-- Aim --
Search the listing below for "index". Copy each matching line.

══ Collected material

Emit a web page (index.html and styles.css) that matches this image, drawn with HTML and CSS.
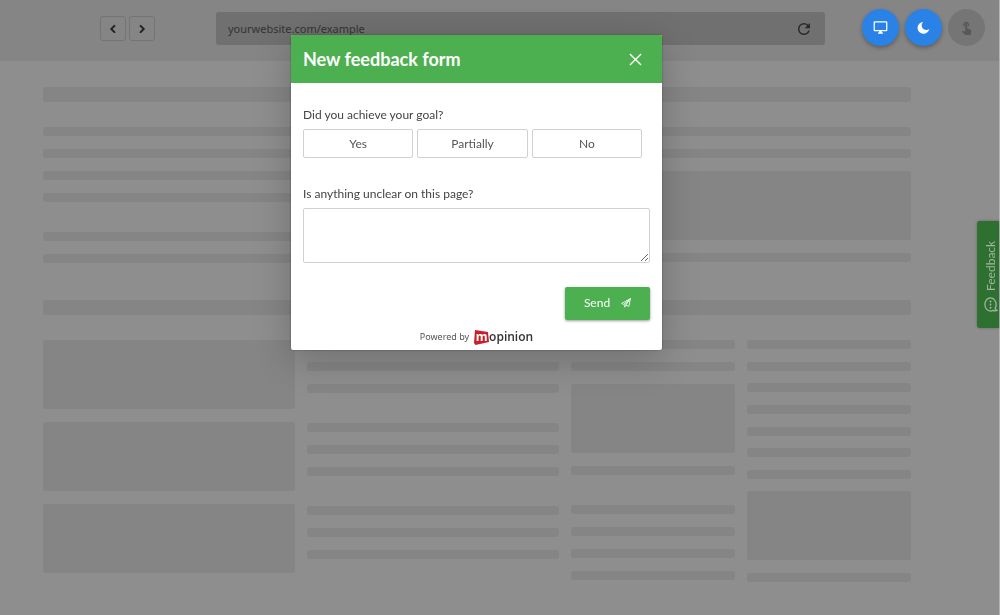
FILE: index.html
```html
<!DOCTYPE html>
<html lang="en">
<head>
<meta charset="utf-8">
<meta name="viewport" content="width=device-width, initial-scale=1">
<title>Feedback form preview</title>
<link rel="stylesheet" href="styles.css">
</head>
<body>
<header class="toolbar">
  <nav class="history" aria-label="History">
    <button class="nav-btn" type="button" aria-label="Back"><svg viewBox="0 0 24 24"><path d="M15.4 7.4 14 6l-6 6 6 6 1.400-1.400L10.800 12z"/></svg></button>
    <button class="nav-btn" type="button" aria-label="Forward"><svg viewBox="0 0 24 24"><path d="M10 6 8.600 7.400 13.200 12l-4.600 4.600L10 18l6-6z"/></svg></button>
  </nav>
  <div class="address">
    <input class="address-input" type="text" value="yourwebsite.com/example" aria-label="Address">
    <button class="reload" type="button" aria-label="Reload"><svg viewBox="0 0 24 24"><path d="M17.650 6.350A7.960 7.960 0 0 0 12 4a8 8 0 1 0 7.730 10h-2.080A6 6 0 1 1 12 6c1.660 0 3.140.69 4.220 1.780L13 11h7V4z"/></svg></button>
  </div>
  <div class="modes">
    <button class="mode" type="button" aria-label="Desktop"><svg viewBox="0 0 24 24"><path d="M21 2H3a2 2 0 0 0-2 2v12c0 1.100.9 2 2 2h7v2H8v2h8v-2h-2v-2h7a2 2 0 0 0 2-2V4a2 2 0 0 0-2-2zm0 14H3V4h18z"/></svg></button>
    <button class="mode" type="button" aria-label="Dark mode"><svg viewBox="0 0 24 24"><path d="M11.500 3A9.500 9.500 0 1 0 21.300 14.200 6.300 6.300 0 1 1 11.500 3z"/></svg></button>
    <button class="mode mode-off" type="button" aria-label="Touch"><svg viewBox="0 0 24 24"><path d="M9 11.240V7.500a2.500 2.500 0 0 1 5 0v3.740a4.500 4.500 0 1 0-5 0zm9.840 4.630-4.540-2.260c-.17-.07-.35-.11-.54-.11H13v-6a1.500 1.500 0 0 0-3 0v10.740l-3.430-.72c-.08-.01-.15-.03-.24-.03-.31 0-.59.13-.79.33l-.79.800 4.940 4.940c.27.27.65.44 1.060.44h6.790c.75 0 1.330-.55 1.440-1.280l.75-5.270c.010-.07.020-.14.020-.2 0-.62-.38-1.160-.91-1.380z"/></svg></button>
  </div>
</header>

<main class="page" aria-hidden="true">
  <section class="section">
    <div class="bar heading"></div>
    <div class="halves">
      <div class="groups">
        <div class="group"><div class="bar"></div><div class="bar"></div><div class="bar"></div><div class="bar"></div></div>
        <div class="group"><div class="bar"></div><div class="bar"></div></div>
      </div>
      <div class="group"><div class="bar"></div><div class="bar"></div><div class="bar block"></div><div class="bar"></div></div>
    </div>
  </section>
  <section class="section">
    <div class="bar heading"></div>
    <div class="columns">
      <div class="group"><div class="bar block"></div><div class="bar block"></div><div class="bar block"></div></div>
      <div class="groups">
        <div class="group"><div class="bar"></div><div class="bar"></div><div class="bar"></div></div>
        <div class="group"><div class="bar"></div><div class="bar"></div><div class="bar"></div></div>
        <div class="group"><div class="bar"></div><div class="bar"></div><div class="bar"></div></div>
      </div>
      <div class="groups">
        <div class="group"><div class="bar"></div><div class="bar"></div><div class="bar block"></div><div class="bar"></div></div>
        <div class="group"><div class="bar"></div><div class="bar"></div><div class="bar"></div><div class="bar"></div></div>
      </div>
      <div class="spread"><div class="bar"></div><div class="bar"></div><div class="bar"></div><div class="bar"></div><div class="bar"></div><div class="bar"></div><div class="bar"></div><div class="bar block"></div><div class="bar"></div></div>
    </div>
  </section>
</main>

<button class="feedback-tab" type="button">
  <svg viewBox="0 0 24 24"><path d="M12 1.500c5.200 0 9 4.500 9 10.500 0 2.400-.6 4.500-1.700 6.200.8 1.500 1.900 2.600 3.200 3.300-2.200.9-4.300.8-6.200-.1-1.300.7-2.800 1.100-4.300 1.100-5.200 0-9-4.500-9-10.500S6.800 1.500 12 1.500z"/><path class="dots" d="M12 7v.1M12 12v.1M12 17v.1"/></svg>
  <span>Feedback</span>
</button>

<div class="overlay">
  <form class="modal" role="dialog" aria-labelledby="form-title">
    <div class="modal-head">
      <h1 class="modal-title" id="form-title">New feedback form</h1>
      <button class="close" type="button" aria-label="Close"><svg viewBox="0 0 14 14"><path d="M1 1l12 12M13 1 1 13"/></svg></button>
    </div>
    <div class="modal-body">
      <fieldset class="field">
        <legend class="label">Did you achieve your goal?</legend>
        <div class="options">
          <label class="option"><input type="radio" name="goal" value="yes">Yes</label>
          <label class="option"><input type="radio" name="goal" value="partially">Partially</label>
          <label class="option"><input type="radio" name="goal" value="no">No</label>
        </div>
      </fieldset>
      <div class="field">
        <label class="label" for="unclear">Is anything unclear on this page?</label>
        <textarea class="textarea" id="unclear"></textarea>
      </div>
      <button class="send" type="submit">Send
        <svg viewBox="0 0 24 24"><path d="M22.500 1.500 1.500 13l5 2.500zM22.500 1.500 19 20l-7.500-3zM22.500 1.500 9 16.500V22l3-4.500"/></svg>
      </button>
      <div class="powered">
        <span>Powered by</span>
        <a class="brand" href="#"><span class="brand-m"><svg viewBox="0 0 15 15"><path d="M1 0 14 2 15 12 1.500 15 0 13z"/></svg><span>m</span></span>opinion</a>
      </div>
    </div>
  </form>
</div>
</body>
</html>
```

FILE: styles.css
```css
* { box-sizing: border-box; }

body {
  margin: 0;
  min-height: 100vh;
  background: #8e8e8e;
  border-right: 1px solid #b4b4b4;
  font-family: Lato, "Open Sans", sans-serif;
  font-size: 12px;
  color: #444;
}

button { padding: 0; border: 0; background: none; font: inherit; color: inherit; cursor: pointer; }
svg { display: block; fill: currentColor; }

/* Browser toolbar */
.toolbar {
  display: flex;
  align-items: flex-start;
  padding: 9px 14px 0 100px;
  height: 61px;
  background: #858585;
}
.history { display: flex; gap: 3px; margin: 7px 61px 0 0; }
.nav-btn {
  display: grid;
  place-items: center;
  width: 26px;
  height: 25px;
  border: 1px solid #747474;
  border-radius: 3px;
  color: #1c1c1c;
}
.nav-btn svg { width: 16px; height: 16px; stroke: currentColor; }
.address {
  display: flex;
  flex: 1;
  align-items: center;
  height: 33px;
  margin: 3px 37px 0 0;
  padding: 0 12px;
  border-radius: 3px;
  background: #707070;
}
.address-input {
  flex: 1;
  min-width: 0;
  padding: 0;
  border: 0;
  background: none;
  color: #333;
  font: 11px/16px "Noto Sans", sans-serif;
}
.reload { color: #2a2a2a; }
.reload svg { width: 18px; height: 18px; }
.modes { display: flex; gap: 6px; }
.mode {
  display: grid;
  place-items: center;
  width: 37px;
  height: 37px;
  border-radius: 50%;
  background: #2b82e6;
  box-shadow: 0 2px 4px rgba(0, 0, 0, .3);
  color: #fff;
}
.mode svg { width: 15px; height: 15px; }
.mode-off { background: #757575; box-shadow: none; color: #585858; }

/* Page skeleton */
.page {
  display: grid;
  gap: 37px;
  padding: 26px 88px 25px 43px;
}
.section { display: grid; gap: 25px; }
.halves { display: grid; grid-template-columns: 1fr 1fr; gap: 12px; align-items: start; }
.columns { display: grid; grid-template-columns: 252fr 252fr 164fr 164fr; gap: 12px; min-height: 242px; }
.groups { display: flex; flex-direction: column; gap: 30px; }
.group { display: flex; flex-direction: column; gap: 13px; }
.spread { display: flex; flex-direction: column; justify-content: space-between; gap: 12px; }
.bar { height: 9px; border-radius: 3px; background: #858585; }
.heading { height: 15px; }
.block { height: 69px; }

/* Feedback tab */
.feedback-tab {
  position: fixed;
  top: 221px;
  right: 1px;
  display: flex;
  align-items: center;
  gap: 6px;
  width: 22px;
  height: 107px;
  padding: 16px 6px 16px 1px;
  writing-mode: vertical-rl;
  transform: rotate(180deg);
  border-radius: 0 3px 3px 0;
  background: #2d702f;
  box-shadow: 0 0 3px rgba(0, 0, 0, .3);
  color: #a3b4a3;
}
.feedback-tab svg {
  flex: none;
  width: 15px;
  height: 15px;
  fill: none;
  stroke: currentColor;
  stroke-width: 2;
  transform: rotate(180deg);
}
.feedback-tab .dots { stroke-width: 3; stroke-linecap: round; }

/* Modal */
.overlay {
  position: fixed;
  inset: 0;
  display: flex;
  justify-content: center;
  align-items: flex-start;
  padding: 35px 47px 0 0;
  pointer-events: none;
}
.modal {
  width: 371px;
  border-radius: 2px;
  overflow: hidden;
  background: #fff;
  box-shadow: 0 10px 36px rgba(0, 0, 0, .22), 0 0 2px rgba(0, 0, 0, .4);
  pointer-events: auto;
}
.modal-head {
  display: flex;
  justify-content: space-between;
  align-items: center;
  height: 48px;
  padding: 0 20px 0 12px;
  background: #4caf50;
  color: #fff;
}
.modal-title { margin: 0; font-size: 18px; line-height: 24px; font-weight: 700; }
.close svg { width: 13px; height: 13px; fill: none; stroke: currentColor; stroke-width: 1.5; }
.modal-body { display: flex; flex-direction: column; gap: 24px; padding: 24px 12px 5px; }
.field { display: block; min-width: 0; margin: 0; padding: 0; border: 0; }
fieldset.field { margin-bottom: 4px; }
.label { display: block; margin: 0 0 6px; padding: 0; line-height: 16px; }
.options { display: flex; gap: 4px; padding-right: 8px; }
.option {
  position: relative;
  display: grid;
  flex: 1;
  place-items: center;
  height: 29px;
  border: 1px solid #d0d0d0;
  border-radius: 2px;
  color: #555;
}
.option input { position: absolute; inset: 0; width: 100%; height: 100%; margin: 0; opacity: 0; }
.textarea {
  display: block;
  width: 100%;
  height: 55px;
  padding: 6px;
  border: 1px solid #d0d0d0;
  border-radius: 2px;
  font: inherit;
  resize: vertical;
}
.send {
  display: flex;
  align-items: center;
  justify-content: center;
  align-self: flex-end;
  gap: 11px;
  width: 85px;
  height: 33px;
  padding-bottom: 2px;
  border-radius: 2px;
  background: #4caf50;
  box-shadow: 0 1px 3px rgba(0, 0, 0, .4);
  color: #fff;
}
.send svg { width: 10px; height: 10px; fill: none; stroke: currentColor; stroke-width: 2; stroke-linejoin: round; }
.powered {
  display: flex;
  justify-content: center;
  align-items: center;
  gap: 5px;
  margin-top: -15px;
  font: 9px/16px "Noto Sans", sans-serif;
  color: #555;
}
.brand {
  display: flex;
  align-items: center;
  font: 600 12px/16px "Open Sans", sans-serif;
  color: #333;
  text-decoration: none;
}
.brand-m { display: grid; place-items: center; width: 15px; color: #fff; font-weight: 700; }
.brand-m > * { grid-area: 1 / 1; }
.brand-m svg { width: 15px; height: 15px; color: #c8202b; }
```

════

-- The result --
Emit a web page (index.html and styles.css) that matches this image, drawn with HTML and CSS.
FILE: index.html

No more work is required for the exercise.